Thirteen companies had been awarded spots on the contract and DHS officials have said there were about 114 applicants. Those companies were subjected to a technical challenge to demonstrate skills and specialize in an incremental software development methodology labeled “agile.”

Nextgov has requested comment from DHS and GAO about next steps.

DHS’ letter to GAO outlined a litany of problems with FLASH including that:

  • The criteria DHS staff used to assess applicant companies didn’t allow them to “reasonably evaluate the offerors,” potentially resulting in an “unequal treatment of offerors’ weaknesses and risks.
  • DHS did not require offerors to provide sufficient information to assess whether the prices proposed were realistic to perform work on task orders.
  • DHS’ price evaluation report doesn’t make it clear how the team evaluated price realism.

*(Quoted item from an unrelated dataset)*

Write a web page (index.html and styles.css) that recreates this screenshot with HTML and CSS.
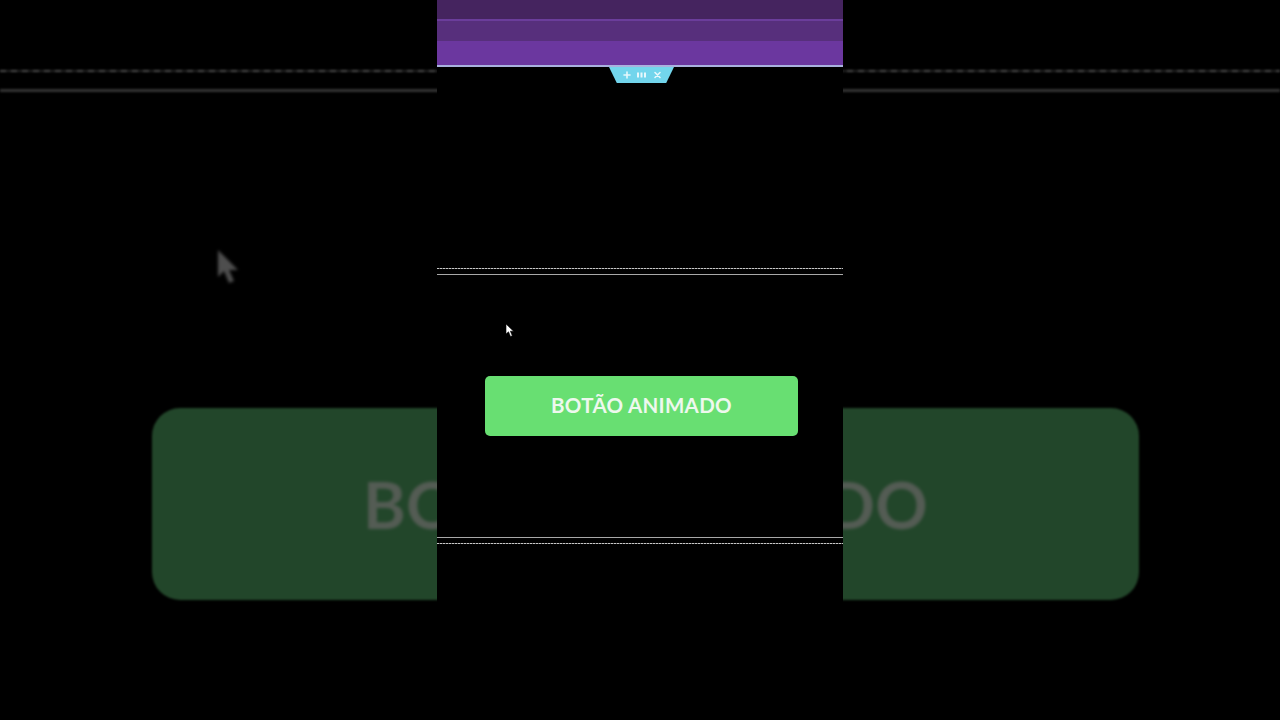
FILE: index.html
```html
<!DOCTYPE html>
<html lang="pt">
<head>
<meta charset="utf-8">
<title>Botão animado</title>
<link rel="stylesheet" href="styles.css">
</head>
<body>
<div class="stage">
  <div class="backdrop">
    <div class="bg-dash"></div>
    <div class="bg-solid"></div>
    <div class="bg-button"><span>BOTÃO ANIMADO</span></div>
    <svg class="bg-cursor" width="26" height="38" viewBox="0 0 26 38">
      <path d="M2 1 L2 28 L8 22 L13 34 L18 32 L13 21 L22 21 Z" fill="#4e4e4e"/>
    </svg>
  </div>
  <div class="video">
    <div class="stripe s1"></div>
    <div class="stripe s2"></div>
    <div class="stripe s3"></div>
    <div class="stripe s4"></div>
    <div class="stripe s5"></div>
    <div class="tab">
      <svg width="65" height="16" viewBox="0 0 65 16">
        <path d="M15 8 h6 M18 5 v6" stroke="#e6f8fc" stroke-width="1.6" stroke-linecap="round"/>
        <g fill="#e6f8fc">
          <rect x="28" y="5.5" width="2" height="5"/>
          <rect x="31.5" y="5.5" width="2" height="5"/>
          <rect x="35" y="5.5" width="2" height="5"/>
        </g>
        <path d="M46 5.5 l5 5 M51 5.5 l-5 5" stroke="#e6f8fc" stroke-width="1.6" stroke-linecap="round"/>
      </svg>
    </div>
    <div class="line-dash top-dash"></div>
    <div class="line-solid"></div>
    <button class="cta">BOTÃO ANIMADO</button>
    <div class="line-solid bottom-solid"></div>
    <div class="line-dash"></div>
    <svg class="cursor" width="10" height="15" viewBox="0 0 10 15">
      <path d="M1 1 L1 11 L3.5 8.8 L5.5 13.5 L7.3 12.7 L5.4 8.2 L8.6 8.2 Z" fill="#fff" stroke="#000" stroke-width="0.6"/>
    </svg>
  </div>
</div>
</body>
</html>
```
FILE: styles.css
```css
* { box-sizing: border-box; }
html, body { margin: 0; padding: 0; background: #000; }
body { width: 1280px; height: 720px; overflow: hidden; font-family: Lato, "Noto Sans", sans-serif; }

.stage {
  position: relative;
  width: 1280px;
  height: 720px;
  display: flex;
  justify-content: center;
  background: #000;
  overflow: hidden;
}

.backdrop {
  position: absolute;
  inset: 0;
  display: flex;
  flex-direction: column;
  filter: blur(0.8px);
}
.bg-dash {
  margin-top: 70px;
  height: 2px;
  background: repeating-linear-gradient(90deg, #4a4a4a 0 6px, #222 6px 11px);
}
.bg-solid {
  margin-top: 17px;
  height: 3px;
  background: #333;
}
.bg-button {
  margin-top: 316px;
  margin-left: 152px;
  width: 987px;
  height: 192px;
  border-radius: 28px;
  background: #22462a;
  display: flex;
  align-items: center;
  justify-content: center;
  padding-bottom: 1px;
}
.bg-button span {
  font-family: Lato, "Noto Sans", sans-serif;
  font-weight: 700;
  font-size: 65px;
  color: #545c54;
  letter-spacing: 0.3px;
  filter: blur(1px);
}
.bg-cursor {
  position: absolute;
  left: 216px;
  top: 249px;
  filter: blur(1.2px);
}

.video {
  position: relative;
  width: 406px;
  height: 720px;
  background: #000;
  display: flex;
  flex-direction: column;
  z-index: 1;
}
.stripe { width: 100%; }
.s1 { height: 19px; background: #45245f; }
.s2 { height: 2px; background: #6b3d9b; }
.s3 { height: 20px; background: #572f7c; }
.s4 { height: 24px; background: #6b379f; }
.s5 { height: 2px; background: #a9b1de; }

.tab {
  align-self: center;
  margin-left: 3px;
  width: 65px;
  height: 16px;
  background: #72d5ec;
  clip-path: polygon(0 0, 100% 0, 88% 100%, 12% 100%);
  display: flex;
}

.line-dash {
  height: 1px;
  background: repeating-linear-gradient(90deg, #c8c8c8 0 2px, #555 2px 3px);
}
.top-dash { margin-top: 185px; }
.line-solid {
  margin-top: 5px;
  height: 1px;
  background: #a8a8a8;
}
.bottom-solid { margin-top: 101px; margin-bottom: 5px; }

.cta {
  margin: 101px 0 0 48px;
  width: 313px;
  height: 60px;
  border: 0;
  border-radius: 5px;
  background: #68df72;
  color: #eef8ee;
  font-family: Lato, "Noto Sans", sans-serif;
  font-weight: 700;
  font-size: 20.5px;
  letter-spacing: 0.3px;
  padding: 0 0 3px 0;
  cursor: default;
}

.cursor {
  position: absolute;
  left: 68px;
  top: 323px;
}
```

DHS may ordinarily have re-evaluated proposals or revisions to those proposals instead of cancelling the awards altogether, but “the information in the record does not permit such a re-evaluation,” the letter noted. The department’s video recordings of the technical challenge are of “varying quality” so it is “infeasible to re-evaluate every offeror based on those recordings." DHS also doesn’t have the source code from at least two offerors, nor the “particular knowledge” needed to evaluate agile software services, the letter stated.

DHS plans to look for a “new set of requirements that better meet DHS’ needs” so it could improve the evaluation process “sometime after this calendar year.”

The FLASH contract followed GSA’s agile blanket purchase agreement, another acquisition experiment. GSA’s internal tech consultancy 18F pre-approved a handful of vendors to sell agile development services to all agencies but was soon halted by protests by companies not selected and argued the technical challenge evaluation process was unfair.

DHS’ FLASH was "intended to be a pilot," DHS Chief Information Officer Luke McCormack said during an AFCEA event in Washington last year. “We’re going to put FLASH out there … and will probably have a FLASH 2.0.”

Critics argue DHS should have used existing contracting systems instead of attempting to build a totally new large-scale vehicle. FLASH’s cancellation is likely a reflection of the challenges agencies have setting up new initiatives, and observers should not take it as a sign agencies don’t have an appetite for agile software development services.

“What it really says is agencies need to step back and think about how they are going to market for these kinds of [agile] services,” Brian Friel, founder of Nation Analytics, a data firm tracking contracts, told Nextgov. “Does DHS, does EPA really need its own blanket purchase agreement? Or could they use existing services like Schedule 70?”